[START LISTING]
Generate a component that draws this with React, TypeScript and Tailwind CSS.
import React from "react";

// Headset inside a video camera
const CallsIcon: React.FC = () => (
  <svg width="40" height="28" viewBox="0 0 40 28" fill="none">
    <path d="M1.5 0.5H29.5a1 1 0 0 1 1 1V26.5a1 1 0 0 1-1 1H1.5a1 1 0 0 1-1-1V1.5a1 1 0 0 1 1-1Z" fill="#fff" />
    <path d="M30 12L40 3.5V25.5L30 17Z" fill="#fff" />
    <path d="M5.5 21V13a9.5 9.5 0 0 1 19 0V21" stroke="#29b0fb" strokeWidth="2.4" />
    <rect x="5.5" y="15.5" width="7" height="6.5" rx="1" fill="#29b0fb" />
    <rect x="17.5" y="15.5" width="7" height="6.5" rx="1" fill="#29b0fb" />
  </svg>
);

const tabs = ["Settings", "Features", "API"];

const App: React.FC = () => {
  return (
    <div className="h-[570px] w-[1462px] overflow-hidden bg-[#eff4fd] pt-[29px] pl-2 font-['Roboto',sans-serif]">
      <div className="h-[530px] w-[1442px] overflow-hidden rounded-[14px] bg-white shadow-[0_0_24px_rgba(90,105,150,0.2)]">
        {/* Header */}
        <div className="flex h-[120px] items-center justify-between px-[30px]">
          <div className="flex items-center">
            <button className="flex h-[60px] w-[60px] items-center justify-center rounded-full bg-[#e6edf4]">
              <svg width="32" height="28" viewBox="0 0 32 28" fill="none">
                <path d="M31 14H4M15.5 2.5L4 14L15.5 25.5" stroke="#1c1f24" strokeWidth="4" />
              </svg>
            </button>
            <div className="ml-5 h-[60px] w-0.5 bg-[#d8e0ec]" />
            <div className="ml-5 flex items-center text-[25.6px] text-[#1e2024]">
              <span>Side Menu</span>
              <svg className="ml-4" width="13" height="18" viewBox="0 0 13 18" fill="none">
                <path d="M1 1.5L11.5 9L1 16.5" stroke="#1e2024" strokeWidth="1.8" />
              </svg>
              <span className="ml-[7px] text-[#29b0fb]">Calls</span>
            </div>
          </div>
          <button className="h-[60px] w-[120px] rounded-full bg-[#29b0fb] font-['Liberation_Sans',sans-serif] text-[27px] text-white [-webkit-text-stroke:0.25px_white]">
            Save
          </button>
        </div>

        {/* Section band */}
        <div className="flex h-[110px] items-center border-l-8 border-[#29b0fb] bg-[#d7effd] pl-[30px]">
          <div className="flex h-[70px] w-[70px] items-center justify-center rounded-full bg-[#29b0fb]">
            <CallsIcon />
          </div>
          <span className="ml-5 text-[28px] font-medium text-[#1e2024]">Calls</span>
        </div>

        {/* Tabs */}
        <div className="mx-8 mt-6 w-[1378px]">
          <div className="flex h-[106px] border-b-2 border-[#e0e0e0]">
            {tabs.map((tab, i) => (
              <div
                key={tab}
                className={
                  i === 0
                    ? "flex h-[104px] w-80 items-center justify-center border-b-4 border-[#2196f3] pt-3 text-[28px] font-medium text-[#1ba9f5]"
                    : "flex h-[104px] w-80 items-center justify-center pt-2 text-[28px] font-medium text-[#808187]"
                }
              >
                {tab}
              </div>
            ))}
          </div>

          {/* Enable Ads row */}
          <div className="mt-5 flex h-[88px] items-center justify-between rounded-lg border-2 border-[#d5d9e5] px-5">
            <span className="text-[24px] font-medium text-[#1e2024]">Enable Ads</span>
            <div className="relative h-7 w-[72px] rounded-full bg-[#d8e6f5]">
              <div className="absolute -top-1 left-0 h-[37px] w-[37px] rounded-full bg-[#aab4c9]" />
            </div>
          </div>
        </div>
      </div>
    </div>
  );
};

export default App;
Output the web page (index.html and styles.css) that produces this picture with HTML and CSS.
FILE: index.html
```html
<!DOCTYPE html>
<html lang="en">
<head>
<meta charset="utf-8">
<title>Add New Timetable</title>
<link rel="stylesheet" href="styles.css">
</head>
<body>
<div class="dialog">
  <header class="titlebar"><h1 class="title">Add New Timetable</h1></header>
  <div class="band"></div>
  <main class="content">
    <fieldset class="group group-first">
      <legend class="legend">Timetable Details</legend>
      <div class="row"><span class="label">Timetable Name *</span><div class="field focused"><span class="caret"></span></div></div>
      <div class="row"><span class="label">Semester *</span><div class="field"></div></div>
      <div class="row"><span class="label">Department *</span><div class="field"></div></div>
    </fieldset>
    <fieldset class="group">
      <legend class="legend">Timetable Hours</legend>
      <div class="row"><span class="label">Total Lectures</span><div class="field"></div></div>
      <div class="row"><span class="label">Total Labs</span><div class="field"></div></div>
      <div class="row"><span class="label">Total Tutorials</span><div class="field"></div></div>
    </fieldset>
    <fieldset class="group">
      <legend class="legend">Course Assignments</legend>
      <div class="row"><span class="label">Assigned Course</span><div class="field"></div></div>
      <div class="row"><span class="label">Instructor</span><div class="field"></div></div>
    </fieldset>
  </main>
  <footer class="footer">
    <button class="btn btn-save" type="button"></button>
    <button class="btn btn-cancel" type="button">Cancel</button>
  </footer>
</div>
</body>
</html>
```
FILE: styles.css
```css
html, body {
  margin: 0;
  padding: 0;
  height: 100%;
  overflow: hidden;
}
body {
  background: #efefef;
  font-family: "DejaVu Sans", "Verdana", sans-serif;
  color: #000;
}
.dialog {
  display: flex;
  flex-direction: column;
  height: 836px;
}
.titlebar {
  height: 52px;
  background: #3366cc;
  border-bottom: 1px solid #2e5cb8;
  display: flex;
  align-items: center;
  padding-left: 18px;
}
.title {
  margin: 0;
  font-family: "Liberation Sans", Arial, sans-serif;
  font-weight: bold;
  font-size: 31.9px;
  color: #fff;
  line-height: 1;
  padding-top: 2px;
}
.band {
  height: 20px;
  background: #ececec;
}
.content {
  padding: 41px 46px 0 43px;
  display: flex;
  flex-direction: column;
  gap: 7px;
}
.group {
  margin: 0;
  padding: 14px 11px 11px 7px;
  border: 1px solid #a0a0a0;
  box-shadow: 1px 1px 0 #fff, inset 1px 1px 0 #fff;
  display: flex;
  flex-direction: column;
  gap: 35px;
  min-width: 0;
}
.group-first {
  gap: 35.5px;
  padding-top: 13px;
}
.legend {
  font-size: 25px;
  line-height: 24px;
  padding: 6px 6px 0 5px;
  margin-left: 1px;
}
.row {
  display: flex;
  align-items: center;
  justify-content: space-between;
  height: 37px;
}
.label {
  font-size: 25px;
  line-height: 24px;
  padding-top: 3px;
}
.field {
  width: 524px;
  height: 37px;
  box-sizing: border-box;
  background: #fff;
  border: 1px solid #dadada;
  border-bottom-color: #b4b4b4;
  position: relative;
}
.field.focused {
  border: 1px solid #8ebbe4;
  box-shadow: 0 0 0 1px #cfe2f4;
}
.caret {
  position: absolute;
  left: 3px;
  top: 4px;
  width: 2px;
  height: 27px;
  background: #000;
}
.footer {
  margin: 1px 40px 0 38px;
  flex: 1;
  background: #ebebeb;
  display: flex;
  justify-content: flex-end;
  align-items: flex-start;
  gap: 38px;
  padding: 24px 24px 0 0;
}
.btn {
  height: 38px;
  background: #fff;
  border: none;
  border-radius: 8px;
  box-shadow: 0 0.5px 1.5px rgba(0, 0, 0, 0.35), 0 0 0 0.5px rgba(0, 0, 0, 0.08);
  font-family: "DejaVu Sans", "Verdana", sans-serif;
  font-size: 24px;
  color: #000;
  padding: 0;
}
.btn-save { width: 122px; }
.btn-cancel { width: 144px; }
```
[END LISTING]
Please copy only these lines, exactly: the first line of the records through the line containing "import React from", ends included.

(RIGHT ANSWER):
Generate a component that draws this with React, TypeScript and Tailwind CSS.
import React from "react";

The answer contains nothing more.